Concerning defendant’s proposed instruction number 10, the jury was fully, correctly and specifically instructed in terms of CALJIC No. 8.50 on the People’s burden to negative heat of passion. Defendant argues however that CALJIC 8.42 does not convey to the jury as does his proposed instruction number 10 that heat of passion can be provoked over time by a series of events. Putting aside the fact that in CALJIC 8.42 time—brief or lengthy— is not a factor, we believe the defendant’s fixation on time is simply misplaced. The only evidence involving either victim in arguably provocative acts concerned a physical altercation between Natalie and defendant on July 7, 1985, as to which it does not appear who provoked whom, and an occasion in early July 1985 when Natalie went to defendant’s residence and reclaimed some possessions belonging to her and her children. The murder took place on August 24, 1985, well over a month later. Thus, the evidence shows not a protracted series of provocative acts but a relatively brief period in which the evidence tenuously suggests provocation may have occurred followed by a protracted period in which there was an opportunity for passion to subside. Testimony by defendant’s witnesses that he was becoming increasingly angry and upset with Natalie and felt he should just “blow [her] away” suggest the arousal of strong passions unrelated however to any mitigating provocations. Moreover, defendant’s proposed instruction number 10 is argumentative in that it would inform the jury it “must” take into account the period of time over which the provocations extend in determining whether there was a sufficient cooling period for passion to subside. (Cf. CALJIC 8.42 which instructs the jury to determine “if sufficient time elapsed between the provocation and the fatal blow for passion to subside . . . .” [Italics added.])
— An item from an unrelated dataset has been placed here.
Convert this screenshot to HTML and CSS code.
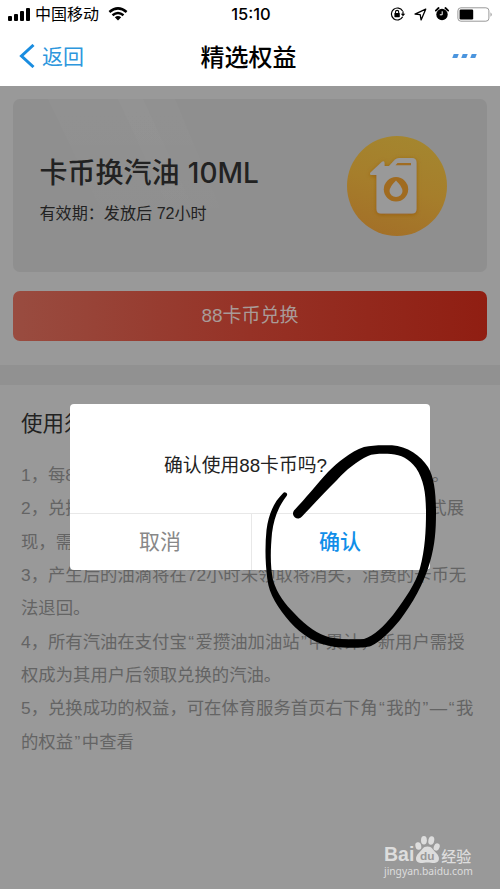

The trial court did not err in refusing to give defendant’s proposed instructions 1, 9 and 10.

The judgment is affirmed.

Sparks, J., and Deegan, J., concurred. 
      
      See footnote 1, ante, page 1537.
     
      
      Among the instructions which the court gave were:
      (1) CALJIC No. 8.40.
      “The crime of voluntary manslaughter is the unlawful killing of a human being without malice aforethought when there is an intent to kill.
      “There is no malice aforethought if the killing occurred upon a sudden quarrel or heat of passion.
      “In order to prove the commission of the crime of voluntary manslaughter, each of the following elements must be proved:
      “First, that a human being was killed;
      “Second, that the killing was unlawful; and
      “Third, that the killing was done with the intent to kill.”
      
        (2) CALJIC No. 8.42.
      “To reduce an intentional felonious homicide from the offense of murder to manslaughter upon the ground of sudden quarrel or heat of passion, the provocation must be of such character and degree as naturally would excite and arouse such passion, and the assailant must act under the smart of that sudden quarrel or heat of passion.
      “The heat of passion which will reduce a homicide to manslaughter must be such a passion as naturally would be aroused in the mind of an ordinarily reasonable person in the same circumstances. A defendant is not permitted to set up his own standard of conduct and to justify or excuse himself because his passions were aroused unless the circumstances in which he was placed and the facts that confronted him were such as also would have aroused the passion of the ordinarily reasonable man faced with the same situation. The question to be answered is whether or not, at the time of the killing, the reason of the accused was obscured or disturbed by passion to such an extent as would cause the ordinarily reasonable person of average disposition to act rashly and without deliberation and reflection, and from such passion rather than from judgment.
      “If there was provocation, but of a nature not normally sufficient to arouse passion, or if sufficient time elapsed between the provocation and the fatal blow for passion to subside and reason to return, and if an unlawful killing of a human being followed such provocation and had all the elements of murder, as I have defined it, the mere fact of slight or remote provocaton will not reduce the offense to manslaughter.”
      (3) CALJIC No. 8.44.
      “Neither the emotion of fear, of itself, nor the emotion for revenge, of itself, nor the emotion induced by and accompanying or following an intent to commit a felony, of itself, nor any or all of these emotional states, in and of themselves, constitute the heat of passion referred to in the law of manslaughter which I have stated to you. Any or all of such specific emotions may be involved in a heat of passion that causes judgment to give way to impulse and rashness, but also any one or more of them may exist in the mind of a person who acts deliberately and from choice following his own reasoning howsoever good or bad it may be. Hence the law sets up the standard and requires the test that I previously have stated to you for determining whether or not the defendant acted under heat of passion.”
     
      
      We do not agree with the dicta in People v. Thompkins (1987) 195 Cal.App.3d 244 [240 Cal.Rptr. 516], suggesting an instruction identical to defendant’s proposed instruction number one constitutes an accurate statement of the law. (Id., at pp. 256-257 and fn. 7.)
     
      
      Retired judge of the superior court sitting under assignment by the Chairperson of the Judicial Council.